基于穿戴式激光头盔的固态激光雷达-惯导三维场景重建方法

A solid-state lidar-inertial 3D scene reconstruction method based on wearable laser helmet

三维地图构建在无人驾驶、资源勘探等领域具有大量的应用.穿戴式激光头盔传感器具有低成本、小型化的特点,可以在GNSS信号缺失或通行性有限的区域实现高精度三维地形重建.然而,穿戴式激光头盔传感器在采集数据过程中存在剧烈抖动和快速转弯等问题,降低了轨迹估计和三维重建结果精度.为了解决这些挑战,首先,本文提出一种基于中间参考点的点云运动畸变补偿方法,降低单帧点云数据运动畸变;然后,本文提出一种基于局部邻域特征一致性判别的误差模型构建方法,提高传感器轨迹估计和三维场景重建精度.最后,本文在设计的穿戴式激光头盔传感器和公开数据集上对本文方法和代表性的固态激光雷达-惯导三维重建方法进行综合对比分析.实验结果表明,本文提出的方法在所有对比方法中取得了最优的轨迹估计和三维重建结果.
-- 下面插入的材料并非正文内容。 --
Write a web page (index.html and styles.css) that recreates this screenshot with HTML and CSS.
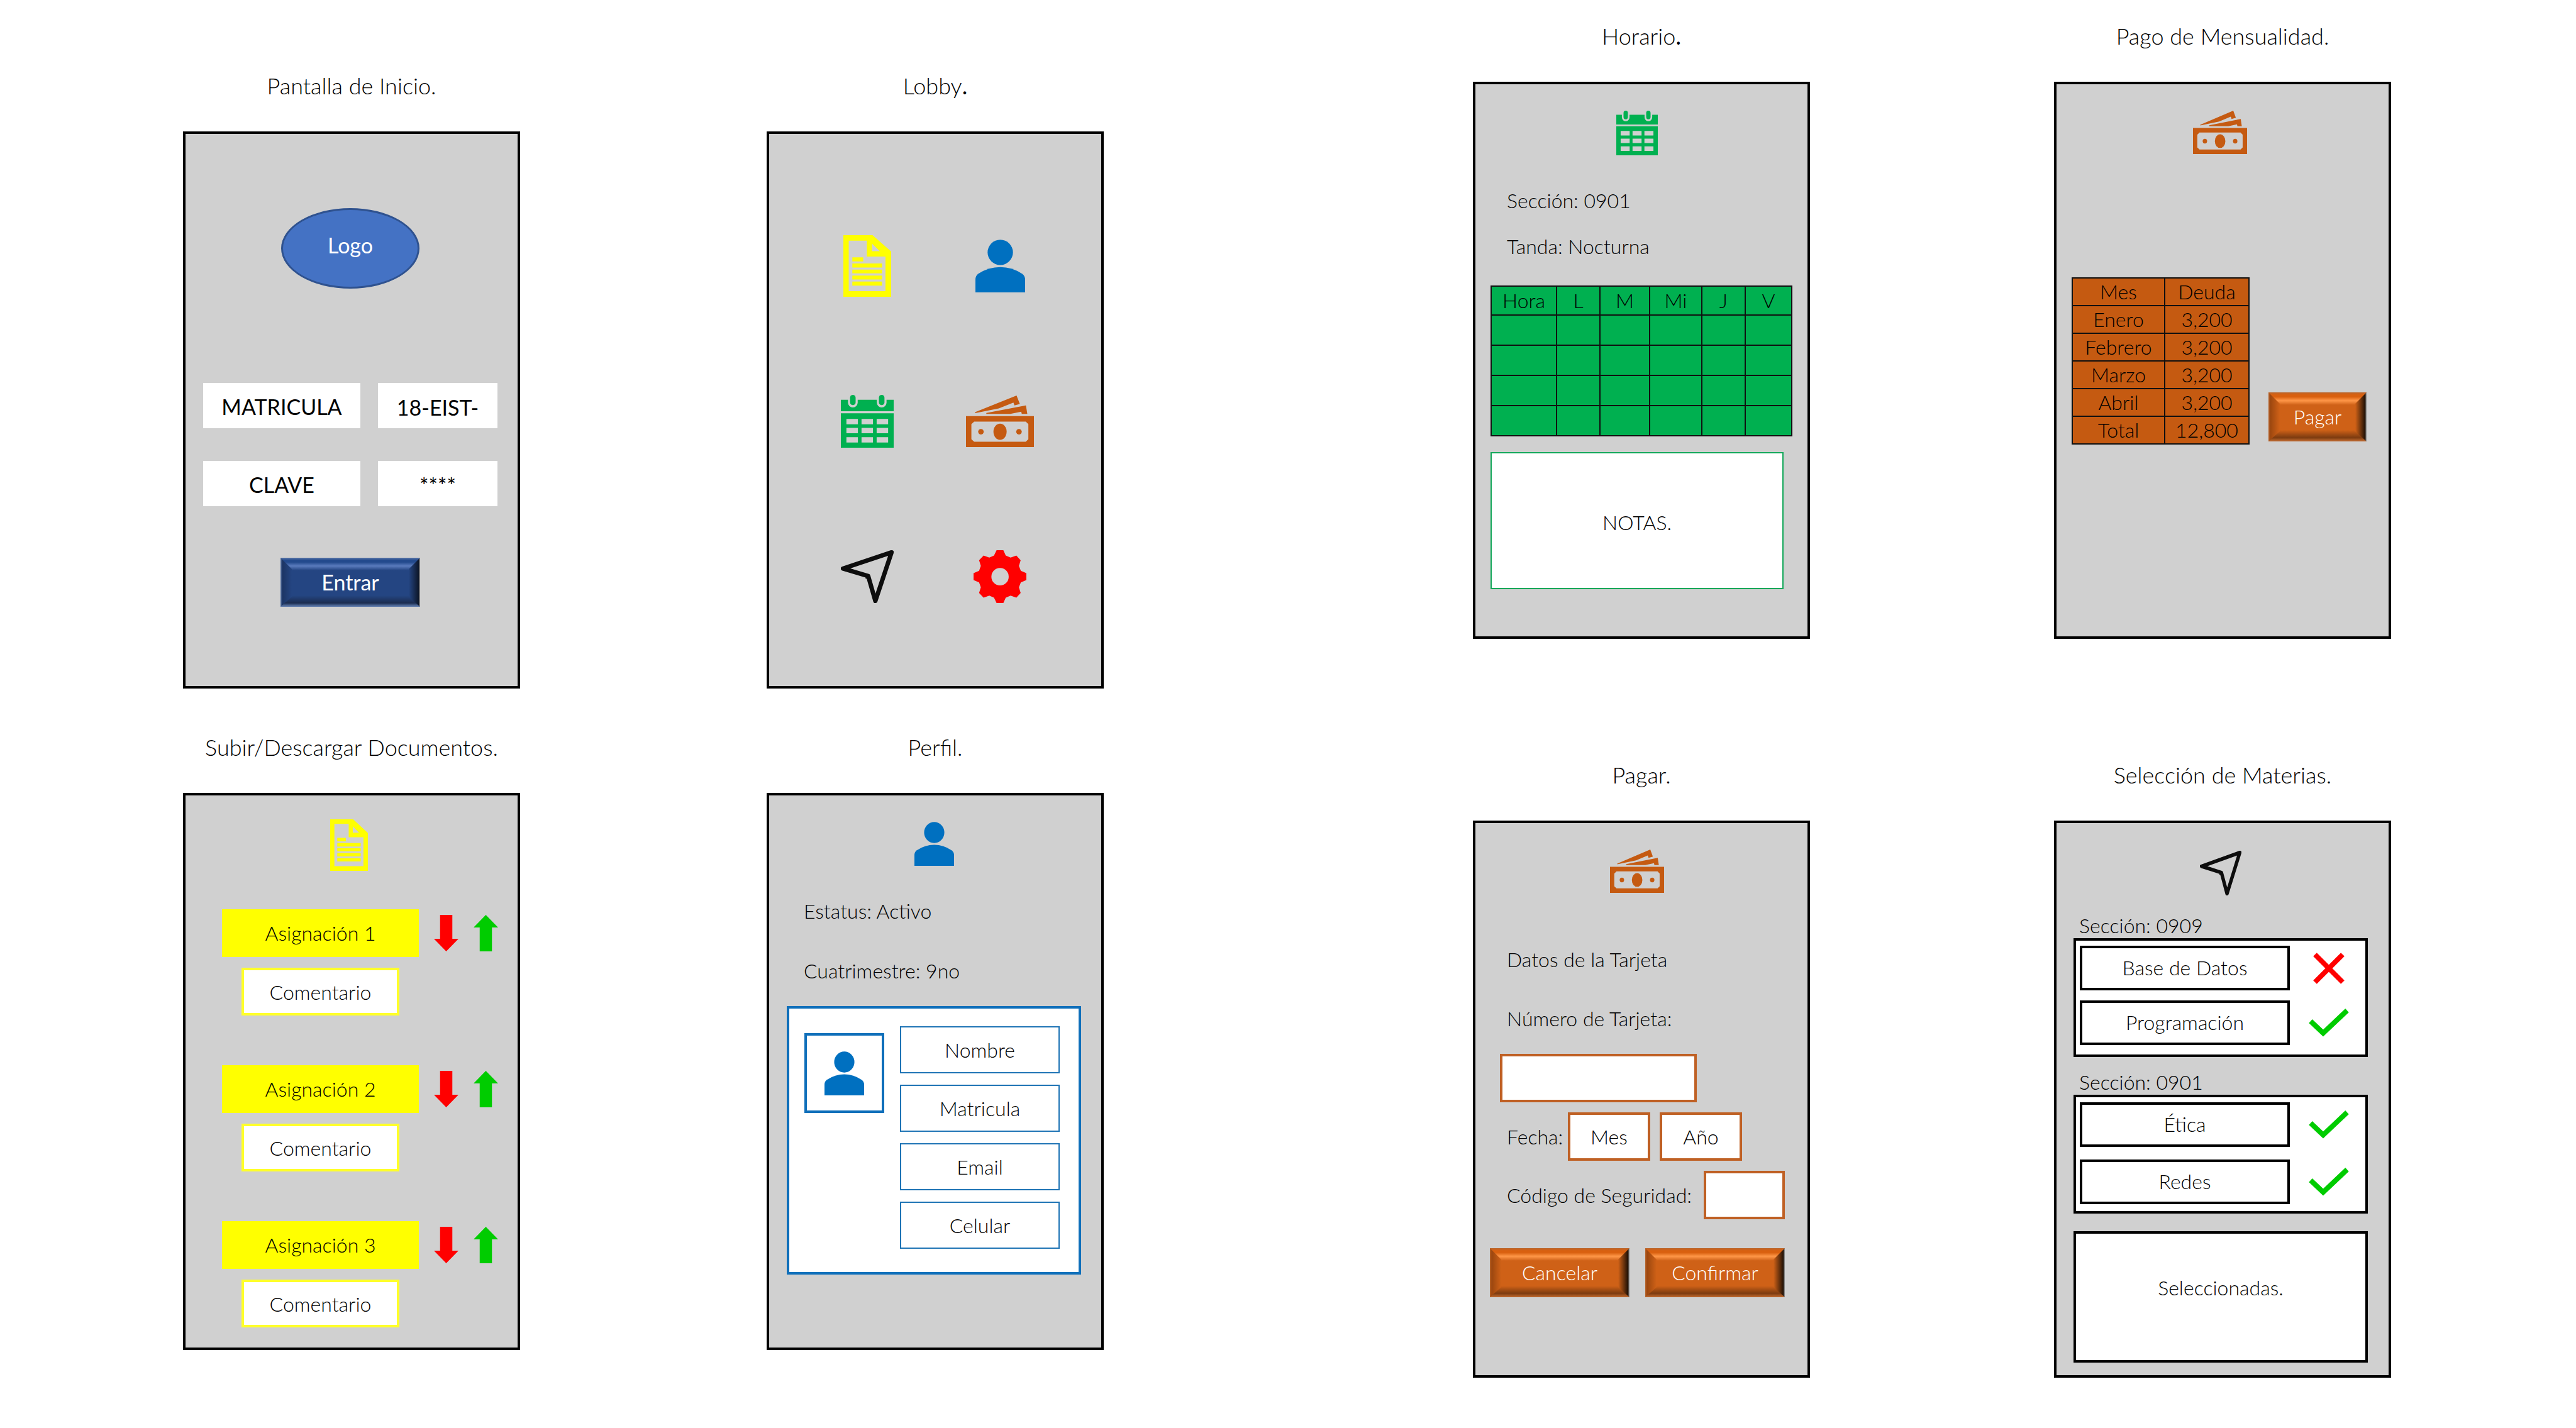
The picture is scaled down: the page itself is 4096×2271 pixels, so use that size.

3D reconstruction is widely used in autonomous driving,resource exploration,etc.Wearable laser helmet sensor can achieve highprecision 3D reconstruction performance in areas without GNSS signals or limited access,due to its low-cost and miniaturized.However,during the data collection process,the wearable laser helmet sensor is prone to problems,such as severe jitter and rapid turns,which reduce the accuracy of trajectory estimation and 3D reconstruction results.To address these challenges,we first develop a point cloud motion compensation method based on intermediate reference points,which can reduce the motion distortion of point cloud data.Then,to improve the robustness,we propose an error model construction method based on local neighborhood feature consistency discrimination,which further improve the accuracy of sensor trajectory estimation and 3D reconstruction.Finally,we conducte a comprehensive comparative analysis of the method with the representative methods in public data sets,and designe a wearable laser helmet sensor to validate the effectiveness of the proposed method.Experimental results show that the proposed method achieves the best trajectory estimation and 3D reconstruction performance.